Financial services leaders are aiming to become leaders in automation to ensure customer loyalty during and after the pandemic.
CRM giant Salesforce questioned 2,800 global leaders in insurance, retail banking and wealth management across Australia, Brazil, Canada, France, Germany, Ireland, Italy, Japan, the Netherlands, New Zealand, the Nordics, Spain and the UK, for its Trends in Financial Services report.
The report found that artificial intelligence and automation are helping to bridge the gap between customer expectations and what FSIs can offer.
According to 89 per cent of financial services leaders surveyed, the first companies to deploy autonomous finance will “gain significant competitive advantage”.
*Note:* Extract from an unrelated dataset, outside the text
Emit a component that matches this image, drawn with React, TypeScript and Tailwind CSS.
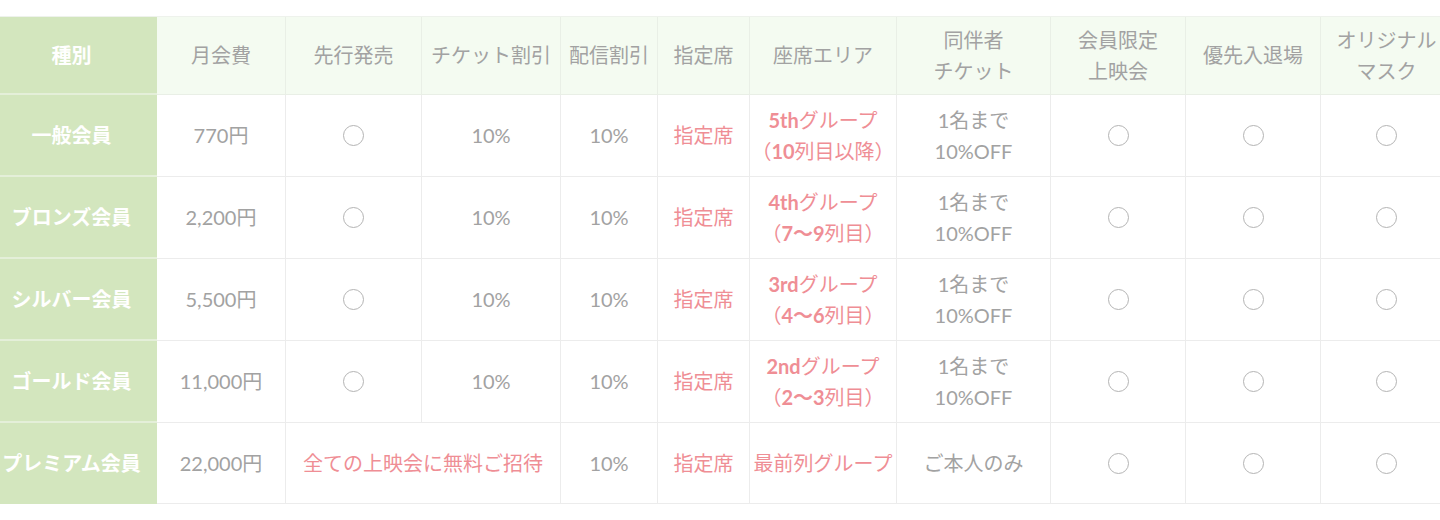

Rachid Molinary, senior vice president of digital strategy and innovation at Banco Popular, said autonomous finance was the “organic convergence of all the technology innovation we’ve been seeing over the years - from AI to unprecedented access to data”.
Forrester Research defines autonomous finance as algorithm-driven financial services that make decisions or take action on a customer’s behalf.
For retail banks, this could mean automating account transfers based on past behaviour.
Insurers, on the other hand, could automate manual resource-intensive claims processes.
The reported customer benefits of autonomous finance directly address experience shortfalls exacerbated by the pandemic. Six-in-ten FSIs consider better personalisation a top benefit of implementing the new capability.
In addition to personalisation, autonomous finance aims to cut through complexity to produce improved outcomes at scale.
In times of economic uncertainty, said the report, solutions to simplify financial decisions – like automated micro-savings tools – could be a plus for consumers looking to passively increase their savings.
Salesforce said: “While today’s top use cases focus on maximising process efficiencies, the next generation have the potential to unlock entirely new value streams. Autonomous finance usage will shift from operational improvements to net-new customer applications as usage matures.”
It said: “In the future, insurance companies could introduce entirely new value propositions like modularising policies or insuring new risk categories. Retail banks, for instance, could automatically select and allocate funds for higher education savings accounts for new parents.”